When vetting energy partners, Winn of The Solar Foundation recommends reaching out to entities such as the Better Business Bureau or the National Association of Energy Association Companies, or checking nonprofit sites like EnergySage.com, for reliable estimates.
A word of caution: Solar installers tend to follow the money, so if a state or local utility reduces credits or grants available for solar projects, contractors may move to another region or suspend operations, making it more difficult to find local experienced, qualified partners or regular service technicians.
Some districts have opted to train their own facilities personnel to maintain equipment rather than rely on outside service companies.

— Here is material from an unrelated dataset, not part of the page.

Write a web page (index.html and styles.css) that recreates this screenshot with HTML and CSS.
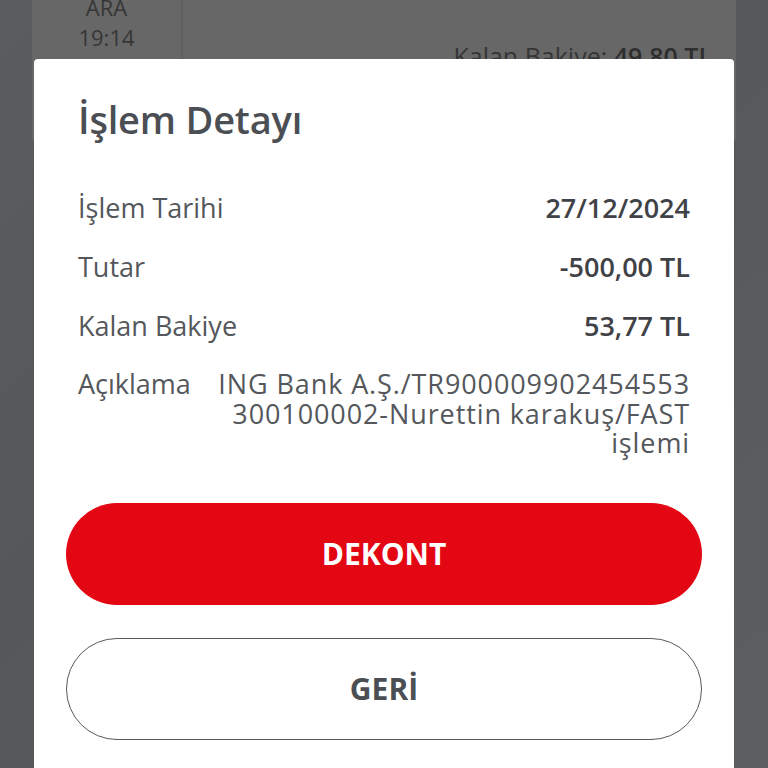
FILE: index.html
```html
<!DOCTYPE html>
<html lang="tr">
<head>
  <meta charset="UTF-8" />
  <meta name="viewport" content="width=device-width, initial-scale=1.0"/>
  <title>İşlem Detayı</title>
  <link rel="stylesheet" href="styles.css">
</head>
<body>
  <div class="screen">
    <!-- transaction list behind the dialog -->
    <div class="tx-card">
      <div class="tx-date">
        <span>ARA</span>
        <span>19:14</span>
      </div>
      <div class="tx-info">
        <p class="tx-balance">Kalan Bakiye: <b>49,80 TL</b></p>
      </div>
    </div>

    <!-- detail dialog -->
    <div class="dialog">
      <h2 class="dialog-title">İşlem Detayı</h2>
      <div class="detail-list">
        <div class="detail-row">
          <span class="label">İşlem Tarihi</span>
          <span class="value">27/12/2024</span>
        </div>
        <div class="detail-row">
          <span class="label">Tutar</span>
          <span class="value">-500,00 TL</span>
        </div>
        <div class="detail-row">
          <span class="label">Kalan Bakiye</span>
          <span class="value">53,77 TL</span>
        </div>
        <div class="detail-row desc">
          <span class="label">Açıklama</span>
          <span class="desc-text">ING Bank A.Ş./TR900009902454553<br>300100002-Nurettin karakuş/FAST<br>işlemi</span>
        </div>
      </div>
      <button class="btn btn-primary">DEKONT</button>
      <button class="btn btn-outline">GERİ</button>
    </div>
  </div>
</body>
</html>
```

FILE: styles.css
```css
* {
  box-sizing: border-box;
}

body {
  margin: 0;
  font-family: "Open Sans", Lato, sans-serif;
  background-color: #5b5c5e;
}

.screen {
  position: relative;
  width: 768px;
  height: 768px;
  overflow: hidden;
  background: linear-gradient(135deg, #5b5c5e 0%, #56575a 40%, #5d5e60 100%);
}

.tx-card {
  display: flex;
  margin: 0 32px;
  height: 140px;
  background-color: #676767;
}

.tx-date {
  width: 151px;
  display: flex;
  flex-direction: column;
  align-items: center;
  margin-top: -8px;
  font-size: 22px;
  line-height: 30px;
  color: #363636;
  border-right: 2px solid #5f5f5f;
}

.tx-info {
  flex: 1;
  display: flex;
  justify-content: flex-end;
  padding-right: 24px;
}

.tx-balance {
  margin: 39px 0 0;
  font-size: 25px;
  color: #363636;
}

.tx-balance b {
  font-weight: 600;
  color: #2e2e2e;
}

.dialog {
  position: absolute;
  top: 59px;
  left: 34px;
  width: 700px;
  height: 740px;
  padding: 0 32px;
  background-color: #ffffff;
  border-radius: 4px;
  display: flex;
  flex-direction: column;
}

.dialog-title {
  margin: 38px 12px 0;
  font-size: 38px;
  line-height: 44px;
  font-weight: 600;
  color: #4b4f54;
  letter-spacing: -0.2px;
}

.detail-list {
  margin: 37px 12px 0;
}

.detail-row {
  display: flex;
  justify-content: space-between;
  align-items: center;
  height: 59px;
  font-size: 27px;
  line-height: 30px;
}

.label {
  color: #54575b;
}

.value {
  font-weight: 600;
  color: #3f4246;
}

.detail-row.desc {
  height: auto;
  align-items: flex-start;
  padding-top: 14px;
}

.desc-text {
  text-align: right;
  color: #54575b;
  line-height: 29.5px;
  letter-spacing: 0.9px;
}

.btn {
  height: 102px;
  border-radius: 51px;
  font-family: inherit;
  font-size: 30px;
  font-weight: 700;
  cursor: pointer;
}

.btn-primary {
  margin-top: 45px;
  border: none;
  background-color: #e30613;
  color: #ffffff;
}

.btn-outline {
  margin-top: 33px;
  border: 1.5px solid #55595c;
  background-color: #ffffff;
  color: #4b4f54;
}
```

Before determining financing and equipment options, districts should take stock of existing facilities, including the age and condition of any structure being targeted for a solar installation.
An older building or one with a roof that needs renovation may not be a good choice as most installations have 20-year life-spans.
Solar power systems can be connected to an energy grid, or involve photovoltaic batteries or a generator, each of which carries different costs and requirements.
For example, Mundy estimates that a generator, which would produce energy and make the district self-sufficient, would have cost $800,000 to $1 million—a figure that would have been prohibitive over the long term.
“We look at it this way—whoever is sitting here doing our job in 20 years is going to be very grateful,” says Mundy. “To be able to totally run on panels in 20 years is going to be a huge fiscal boon for the district. It’ll be beneficial to the people here, and to our community.”